Coveo is trying to re-rate from a low-growth legacy search vendor into a higher-multiple enterprise AI infrastructure name, and the market’s skepticism is still anchored in the old cohort mix. The key second-order effect is that the company is intentionally sacrificing near-term visibility from smaller, lower-velocity accounts to concentrate capital and sales coverage on larger deployments where one win can be worth several quarters of legacy bookings. That should improve future dollar-based expansion and deal size, but it also creates lumpier reported revenue and keeps the stock vulnerable to “good quarter, weak guide” reactions until the pipeline converts.

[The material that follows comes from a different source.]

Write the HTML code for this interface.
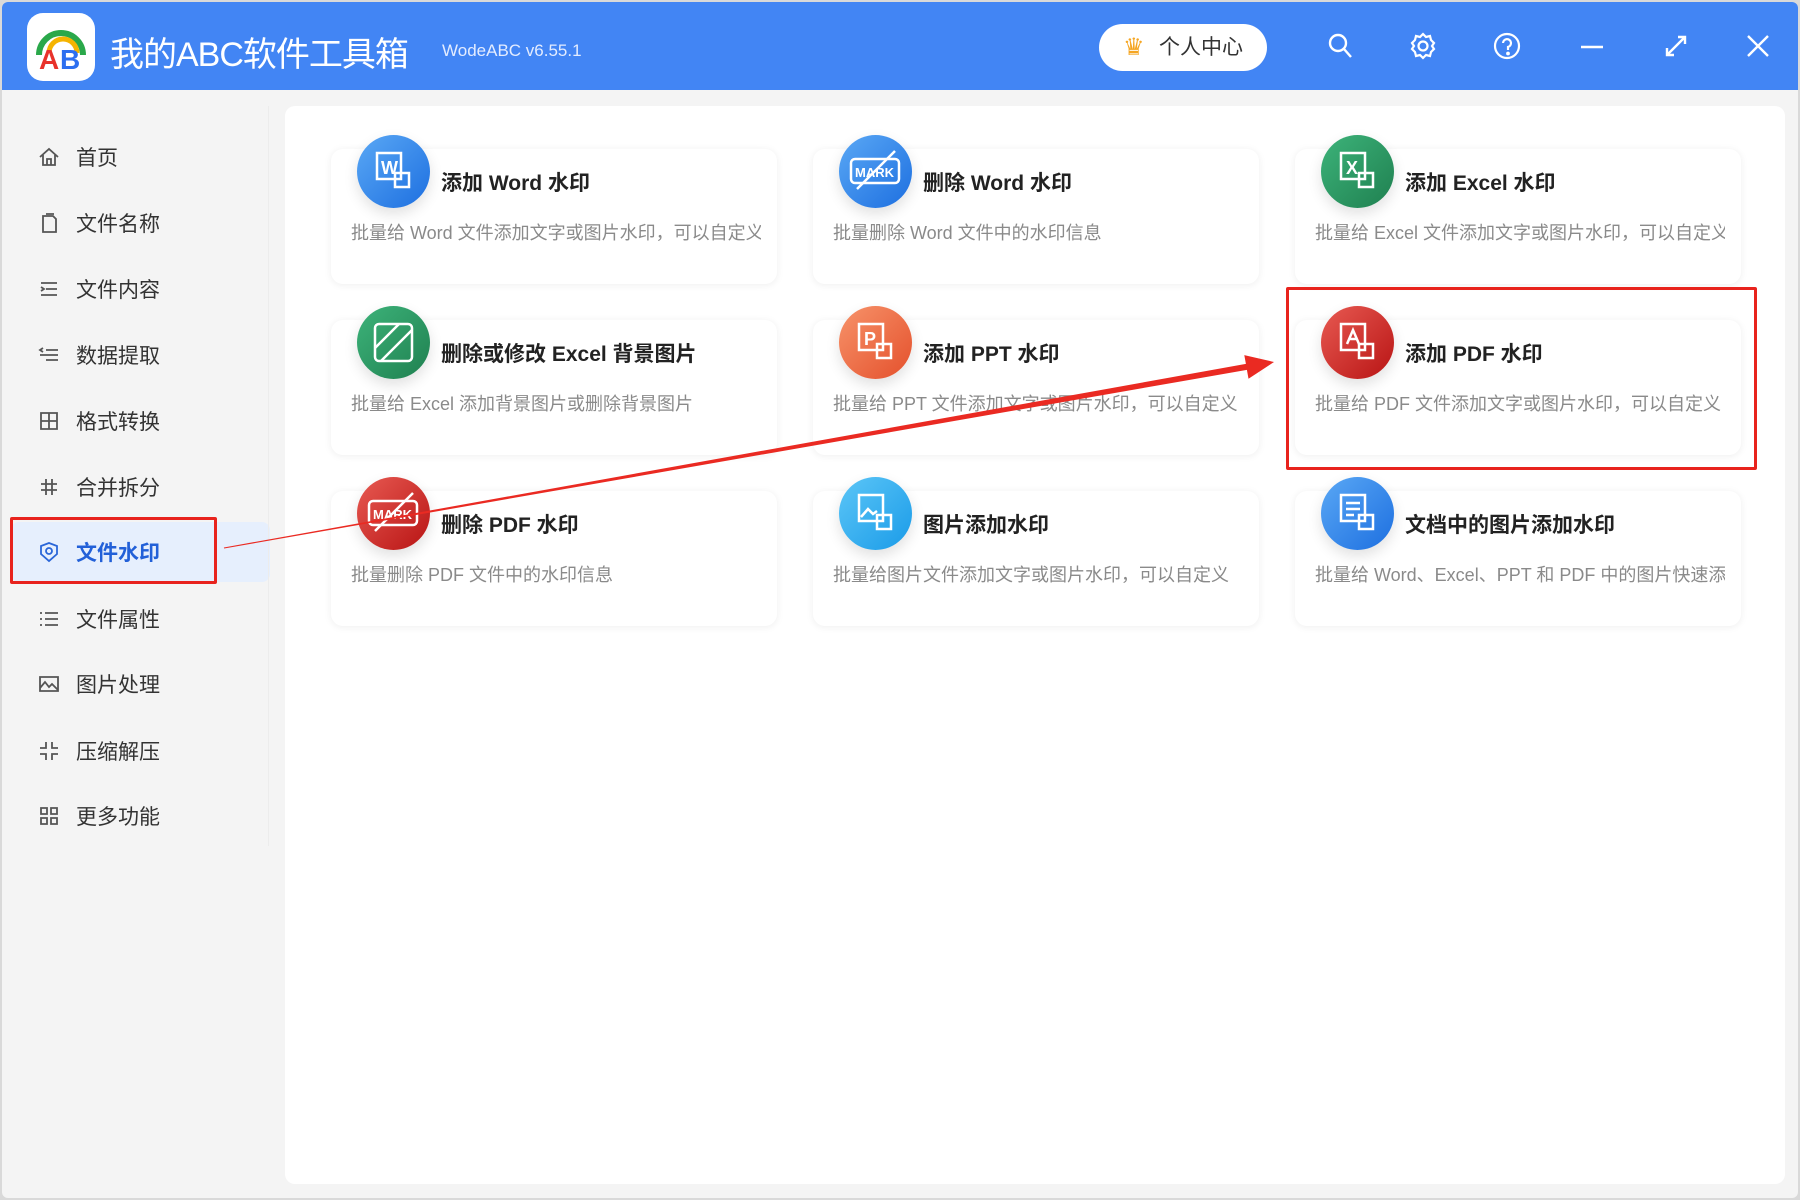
<!DOCTYPE html>
<html><head><meta charset="utf-8"><style>
*{margin:0;padding:0;box-sizing:border-box}
body{width:1800px;height:1200px;background:#d9d9d9;position:relative;overflow:hidden;font-family:"Liberation Sans","Noto Sans CJK SC",sans-serif}
.win{position:absolute;left:2px;top:2px;width:1796px;height:1196px;background:#f4f4f4;border-radius:6px;overflow:hidden}
.hdr{position:absolute;left:0;top:0;width:100%;height:88px;background:#4285f4}
.logo{position:absolute;left:25px;top:11px;width:68px;height:68px;background:#fff;border-radius:16px}
.title{position:absolute;left:108px;top:25px;color:#fff;font-size:34px;letter-spacing:-1px}
.ver{position:absolute;left:440px;top:39px;color:#e3ecff;font-size:17px}
.btn{position:absolute;left:1097px;top:22px;width:168px;height:47px;background:#fff;border-radius:24px;font-size:21px;color:#333;line-height:47px;padding-left:60px}
.ic{position:absolute;top:30px}
.item{position:absolute;left:36px;height:40px;font-size:21px;color:#333;display:flex;align-items:center}
.item svg{margin-right:16px}
.act{position:absolute;left:9px;top:520px;width:259px;height:60px;background:#e6effd;border-radius:8px}
.panel{position:absolute;left:283px;top:104px;width:1500px;height:1078px;background:#fff;border-radius:10px}
.card{position:absolute;width:446px;height:135px;background:#fff;border-radius:12px;box-shadow:0 1px 8px rgba(0,0,0,.07)}
.card .c{position:absolute;left:26px;top:-14px;width:73px;height:73px;border-radius:50%;box-shadow:0 6px 14px rgba(0,0,0,.12)}
.card .t{position:absolute;left:110px;top:18px;font-size:21px;font-weight:bold;color:#222}
.card .d{position:absolute;left:20px;top:70px;width:410px;white-space:nowrap;overflow:hidden;font-size:18px;color:#8a8a8a}
</style></head><body>
<div class="win">
<div class="hdr">
 <div class="logo"><svg width="68" height="68" viewBox="0 0 68 68"><path d="M12 42 A22 22 0 0 1 56 42" fill="none" stroke="#2aa84a" stroke-width="6"/><path d="M22 40 A14 14 0 0 1 50 40" fill="none" stroke="#f5b400" stroke-width="5"/><text x="12" y="56" font-size="28" font-weight="bold" fill="#e8322b" font-family="Liberation Sans">A</text><text x="33" y="56" font-size="28" font-weight="bold" fill="#2d6ff0" font-family="Liberation Sans">B</text></svg></div>
 <div class="title">我的ABC软件工具箱</div>
 <div class="ver">WodeABC v6.55.1</div>
 <div class="btn"><span style="position:absolute;left:24px;top:0;color:#f5a623;font-size:24px">♛</span>个人中心</div>
 <svg class="ic" style="left:1324px" width="28" height="28" viewBox="0 0 28 28" fill="none" stroke="#fff" stroke-width="2.4"><circle cx="12" cy="11" r="8"/><path d="M18 17l7 8"/></svg>
 <svg class="ic" style="left:1407px" width="28" height="28" viewBox="0 0 28 28" fill="none" stroke="#fff" stroke-width="2.2"><circle cx="14" cy="14" r="4.5"/><path d="M14 2l3 3 4-1 1 4 3 3-2 3 2 3-3 3-1 4-4-1-3 3-3-3-4 1-1-4-3-3 2-3-2-3 3-3 1-4 4 1z"/></svg>
 <svg class="ic" style="left:1491px" width="28" height="28" viewBox="0 0 28 28" fill="none" stroke="#fff" stroke-width="2.2"><circle cx="14" cy="14" r="12"/><path d="M10 11a4 4 0 1 1 5 4v3"/><circle cx="15" cy="21.5" r=".8" fill="#fff"/></svg>
 <svg class="ic" style="left:1576px" width="28" height="28" viewBox="0 0 28 28" stroke="#fff" stroke-width="2.4"><path d="M3 15h22"/></svg>
 <svg class="ic" style="left:1660px" width="28" height="28" viewBox="0 0 28 28" fill="none" stroke="#fff" stroke-width="2.4"><path d="M5 23L23 5M16 5h7v7M5 16v7h7"/></svg>
 <svg class="ic" style="left:1742px" width="28" height="28" viewBox="0 0 28 28" stroke="#fff" stroke-width="2.4"><path d="M4 4l20 20M24 4L4 24"/></svg>
</div>
<div class="act"></div>
<div style="position:absolute;left:266px;top:104px;width:1px;height:740px;background:#ececec"></div>
<div class="item" style="top:135px"><svg width="22" height="22" viewBox="0 0 22 22" fill="none" stroke="#555" stroke-width="1.8"><path d="M2 11L11 3l9 8M5 9v10h12V9M9 19v-6h4v6"/></svg>首页</div>
<div class="item" style="top:201px"><svg width="22" height="22" viewBox="0 0 22 22" fill="none" stroke="#555" stroke-width="1.8"><path d="M5 4h10l3 3v13H5zM8 2h8"/></svg>文件名称</div>
<div class="item" style="top:267px"><svg width="22" height="22" viewBox="0 0 22 22" fill="none" stroke="#555" stroke-width="1.8"><path d="M3 5h16M8 11h11M3 17h16M3 9l3 2-3 2"/></svg>文件内容</div>
<div class="item" style="top:333px"><svg width="22" height="22" viewBox="0 0 22 22" fill="none" stroke="#555" stroke-width="1.8"><path d="M8 6h12M2 11h18M8 16h12M5 4l-3 2 3 2"/></svg>数据提取</div>
<div class="item" style="top:399px"><svg width="22" height="22" viewBox="0 0 22 22" fill="none" stroke="#555" stroke-width="1.8"><path d="M3 3h16v16H3zM11 3v16M3 11h16"/></svg>格式转换</div>
<div class="item" style="top:465px"><svg width="22" height="22" viewBox="0 0 22 22" fill="none" stroke="#555" stroke-width="1.8"><path d="M8 3v16M14 3v16M3 8h16M3 14h16"/></svg>合并拆分</div>
<div class="item" style="top:530px;color:#2260d8;font-weight:bold"><svg width="22" height="22" viewBox="0 0 22 22" fill="none" stroke="#2a66d8" stroke-width="1.8"><path d="M11 2l8 3v8l-8 7-8-7V5z"/><circle cx="11" cy="10" r="3"/></svg>文件水印</div>
<div class="item" style="top:597px"><svg width="22" height="22" viewBox="0 0 22 22" fill="none" stroke="#555" stroke-width="1.8"><path d="M7 5h13M7 11h13M7 17h13M2 5h2M2 11h2M2 17h2"/></svg>文件属性</div>
<div class="item" style="top:662px"><svg width="22" height="22" viewBox="0 0 22 22" fill="none" stroke="#555" stroke-width="1.8"><path d="M2 4h18v14H2zM2 15l5-6 4 5 3-3 6 6"/></svg>图片处理</div>
<div class="item" style="top:729px"><svg width="22" height="22" viewBox="0 0 22 22" fill="none" stroke="#555" stroke-width="1.8"><path d="M8 2v6H2M14 2v6h6M8 20v-6H2M14 20v-6h6"/></svg>压缩解压</div>
<div class="item" style="top:794px"><svg width="22" height="22" viewBox="0 0 22 22" fill="none" stroke="#555" stroke-width="1.8"><path d="M3 3h6v6H3zM13 3h6v6h-6zM3 13h6v6H3zM13 13h6v6h-6z"/></svg>更多功能</div>
<div style="position:absolute;left:8px;top:515px;width:207px;height:67px;border:3.5px solid #e8231d;border-radius:2px"></div>

<div class="panel"></div>
<div style="position:absolute;left:0;top:0">
<div class="card" style="left:329px;top:147px"><div class="c" style="background:linear-gradient(135deg,#5aa8f5,#1d6fe0)"><svg width="73" height="73" viewBox="0 0 73 73" fill="none" stroke="#fff" stroke-width="2.5"><rect x="20" y="18" width="24" height="26"/><text x="24" y="39" fill="#fff" stroke="none" font-size="18" font-weight="bold" font-family="Liberation Sans">W</text><rect x="38" y="38" width="14" height="14"/></svg></div><div class="t">添加 Word 水印</div><div class="d">批量给 Word 文件添加文字或图片水印，可以自定义</div></div>
<div class="card" style="left:811px;top:147px"><div class="c" style="background:linear-gradient(135deg,#5aa8f5,#1d6fe0)"><svg width="73" height="73" viewBox="0 0 73 73" fill="none" stroke="#fff" stroke-width="2.5"><rect x="12" y="24" width="48" height="24" rx="4"/><text x="16" y="42" fill="#fff" stroke="none" font-size="13" font-weight="bold" font-family="Liberation Sans">MARK</text><path d="M18 54L56 16"/></svg></div><div class="t">删除 Word 水印</div><div class="d">批量删除 Word 文件中的水印信息</div></div>
<div class="card" style="left:1293px;top:147px"><div class="c" style="background:linear-gradient(135deg,#3db37a,#1f8050)"><svg width="73" height="73" viewBox="0 0 73 73" fill="none" stroke="#fff" stroke-width="2.5"><rect x="20" y="18" width="24" height="26"/><text x="25" y="39" fill="#fff" stroke="none" font-size="18" font-weight="bold" font-family="Liberation Sans">X</text><rect x="38" y="38" width="14" height="14"/></svg></div><div class="t">添加 Excel 水印</div><div class="d">批量给 Excel 文件添加文字或图片水印，可以自定义</div></div>

<div class="card" style="left:329px;top:318px"><div class="c" style="background:linear-gradient(135deg,#3db37a,#1f8050)"><svg width="73" height="73" viewBox="0 0 73 73" fill="none" stroke="#fff" stroke-width="2.5"><rect x="18" y="18" width="37" height="37" rx="4"/><path d="M18 42L42 18M24 55L55 24"/></svg></div><div class="t">删除或修改 Excel 背景图片</div><div class="d">批量给 Excel 添加背景图片或删除背景图片</div></div>
<div class="card" style="left:811px;top:318px"><div class="c" style="background:linear-gradient(135deg,#f7936a,#e4502c)"><svg width="73" height="73" viewBox="0 0 73 73" fill="none" stroke="#fff" stroke-width="2.5"><rect x="20" y="18" width="24" height="26"/><text x="25" y="39" fill="#fff" stroke="none" font-size="18" font-weight="bold" font-family="Liberation Sans">P</text><rect x="38" y="38" width="14" height="14"/></svg></div><div class="t">添加 PPT 水印</div><div class="d">批量给 PPT 文件添加文字或图片水印，可以自定义</div></div>
<div class="card" style="left:1293px;top:318px"><div class="c" style="background:linear-gradient(135deg,#e85a52,#b81414)"><svg width="73" height="73" viewBox="0 0 73 73" fill="none" stroke="#fff" stroke-width="2.5"><rect x="20" y="18" width="24" height="26"/><path d="M26 38l6-14 6 14M28 33h8"/><rect x="38" y="38" width="14" height="14"/></svg></div><div class="t">添加 PDF 水印</div><div class="d">批量给 PDF 文件添加文字或图片水印，可以自定义</div></div>

<div class="card" style="left:329px;top:489px"><div class="c" style="background:linear-gradient(135deg,#e85a52,#b81414)"><svg width="73" height="73" viewBox="0 0 73 73" fill="none" stroke="#fff" stroke-width="2.5"><rect x="12" y="24" width="48" height="24" rx="4"/><text x="16" y="42" fill="#fff" stroke="none" font-size="13" font-weight="bold" font-family="Liberation Sans">MARK</text><path d="M18 54L56 16"/></svg></div><div class="t">删除 PDF 水印</div><div class="d">批量删除 PDF 文件中的水印信息</div></div>
<div class="card" style="left:811px;top:489px"><div class="c" style="background:linear-gradient(135deg,#5cc6f7,#1a9be8)"><svg width="73" height="73" viewBox="0 0 73 73" fill="none" stroke="#fff" stroke-width="2.5"><rect x="20" y="18" width="24" height="26"/><path d="M22 40l7-8 5 5 4-3"/><rect x="38" y="38" width="14" height="14"/></svg></div><div class="t">图片添加水印</div><div class="d">批量给图片文件添加文字或图片水印，可以自定义</div></div>
<div class="card" style="left:1293px;top:489px"><div class="c" style="background:linear-gradient(135deg,#5aa8f5,#1d6fe0)"><svg width="73" height="73" viewBox="0 0 73 73" fill="none" stroke="#fff" stroke-width="2.5"><rect x="20" y="18" width="24" height="26"/><path d="M25 26h14M25 32h14M25 38h8"/><rect x="38" y="38" width="14" height="14"/></svg></div><div class="t">文档中的图片添加水印</div><div class="d">批量给 Word、Excel、PPT 和 PDF 中的图片快速添加</div></div>
</div>
<div style="position:absolute;left:1284px;top:285px;width:471px;height:183px;border:3.5px solid #e8231d;border-radius:2px"></div>
</div>
<svg style="position:absolute;left:0;top:0" width="1800" height="1200"><polygon points="223.9,547.5 1245.9,363.9 1244.3,355.1 1274,362 1248.5,378.7 1246.9,369.9 224.1,548.5" fill="#ea2a22"/></svg>
</body></html>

The more interesting implication is competitive: Coveo appears to be winning in an area where incumbents have strong brands but weaker product fit—permission-aware grounding across fragmented industrial and commerce data. That puts pressure on adjacent platforms like SAP, Salesforce, and even security-oriented AI vendors like PANW to prove they can deliver more than model access; customers now want relevance, governance, and monetizable workflows. If Coveo’s FDE-heavy motion works, the spillover is a widening moat via implementation complexity, not just search quality. The main risk is timing, not demand. Large enterprise AI deals can move from pilot to revenue with a 6-18 month lag, so the next one or two quarters may still look noisy even if the underlying bookings engine is improving. The contrarian takeaway is that the post-earnings selloff may be more about model mechanics than fundamentals: a modest guide combined with a cleaner product mix and positive cash generation usually matters more for the next 12 months than the headline EPS print. Catalysts are likely to be idiosyncratic: conversion of one or two seven-figure wins, evidence that GenAI monetization is expanding above current adoption rates, and any disclosure that strategic cohorts are outweighing the legacy drag faster than expected. Conversely, if the large-deal pipeline slips into H2 or the mature base churns harder than management suggests, the stock can underperform for multiple quarters despite improved strategic positioning.